The terminology can be baffling. Sometimes it’s unhelpful: for example, I don’t like the term ‘ESG’. You can find out why here – although I accept that the term is here to stay.
However, the simple fact is that investors throughout the world are grappling with the challenge of delivering long-term financial returns in the face of increasingly serious sustainability pressures (climate change, resource scarcity, human rights and more); the continuing aftermath of the financial crisis; and ever louder calls from beneficiaries, clients and other stakeholders for accountability (e.g. on fossil fuel investments, controversial weapons or tobacco).
I provide independent advisory services to help investors chart a course through this complexity. For convenience we call it ‘responsible investment’. This interview I did for the CFA Institute’s Enterprising Investor website gives a brief summary of my perspective.

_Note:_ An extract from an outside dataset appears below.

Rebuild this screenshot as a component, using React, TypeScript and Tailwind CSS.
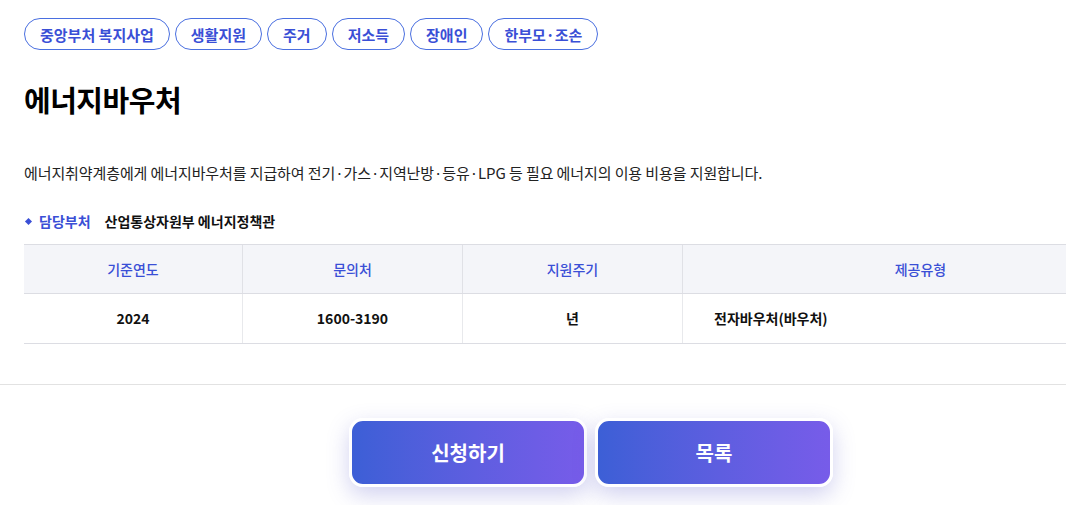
import React from "react";

const tags = ["중앙부처 복지사업", "생활지원", "주거", "저소득", "장애인", "한부모·조손"];

export default function App() {
  return (
    <div
      className="w-[1066px] h-[505px] overflow-hidden bg-white text-[#111]"
      style={{ fontFamily: '"Noto Sans CJK KR", "Noto Sans", sans-serif' }}
    >
      <div className="pl-6 pt-[18px]">
        <div className="flex gap-[5px]">
          {tags.map((t) => (
            <span
              key={t}
              className="h-[32px] px-[15px] flex items-center rounded-full border border-[#4a6fe0] text-[#3a4fd6] text-[15px] font-semibold leading-none"
            >
              {t}
            </span>
          ))}
        </div>
        <h1 className="mt-[29px] text-[29px] font-bold leading-[40px] tracking-[-0.5px] text-black">에너지바우처</h1>
        <p className="mt-[43px] text-[15px] leading-[22px] text-[#222] tracking-[-0.1px]">
          에너지취약계층에게 에너지바우처를 지급하여 전기·가스·지역난방·등유·LPG 등 필요 에너지의 이용 비용을 지원합니다.
        </p>
        <div className="mt-[27px] flex items-center text-[14px] font-semibold leading-[20px]">
          <span className="w-[5px] h-[5px] bg-[#3a4fd6] rotate-45 ml-[2px] mr-[8px]" />
          <span className="text-[#3a4fd6]">담당부처</span>
          <span className="ml-[14px] text-[#111]">산업통상자원부 에너지정책관</span>
        </div>
        <div className="mt-[13px] w-[1134px] border-t border-[#dcdde3]">
          <div className="flex h-[49px] bg-[#f4f5f9] border-b border-[#dcdde3] text-[14px] text-[#3a4fd6] font-medium">
            <div className="w-[219px] flex items-center justify-center border-r border-[#e0e1e6]">기준연도</div>
            <div className="w-[220px] flex items-center justify-center border-r border-[#e0e1e6]">문의처</div>
            <div className="w-[220px] flex items-center justify-center border-r border-[#e0e1e6]">지원주기</div>
            <div className="flex-1 flex items-center justify-center">제공유형</div>
          </div>
          <div className="flex h-[50px] border-b border-[#dcdde3] text-[14px] font-semibold text-[#111]">
            <div className="w-[219px] flex items-center justify-center border-r border-[#e8e9ec]">2024</div>
            <div className="w-[220px] flex items-center justify-center border-r border-[#e8e9ec]">1600-3190</div>
            <div className="w-[220px] flex items-center justify-center border-r border-[#e8e9ec]">년</div>
            <div className="flex-1 flex items-center pl-[31px]">전자바우처(바우처)</div>
          </div>
        </div>
      </div>
      <div className="mt-[40px] border-t border-[#e2e2e2]" />
      <div className="mt-[33px] flex justify-center gap-[8px] pl-[232px] pr-[116px]">
        <button className="w-[238px] h-[69px] rounded-[14px] border-[3px] border-white bg-gradient-to-r from-[#3c5fd6] to-[#775ce9] text-white text-[20px] font-bold shadow-[0_8px_22px_rgba(90,90,200,0.28)]">
          신청하기
        </button>
        <button className="w-[238px] h-[69px] rounded-[14px] border-[3px] border-white bg-gradient-to-r from-[#3c5fd6] to-[#775ce9] text-white text-[20px] font-bold shadow-[0_8px_22px_rgba(90,90,200,0.28)]">
          목록
        </button>
      </div>
    </div>
  );
}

A particular focus of my recent work has been the ‘human dimensions’ of responsible investment: ensuring that RI strategies are embedded in an organisation’s purpose, values and culture, and that they are supported by them. RI programmes that are not truly integrated into an investment institution’s reason for existing, and its operating model – e.g. the balance of internal and external asset management – will not serve us well. I write about this in this article on the website top1000funds.com.
I believe strongly that responsible investment is not a simple 'package' that can be transplanted from one institution to another. My aim is to support clients in the development of their own approach, not to deliver ready-made solutions.
I offer my clients experience, judgment and integrity. I am entirely independent and do not act in a representative capacity for any service providers or fund management houses.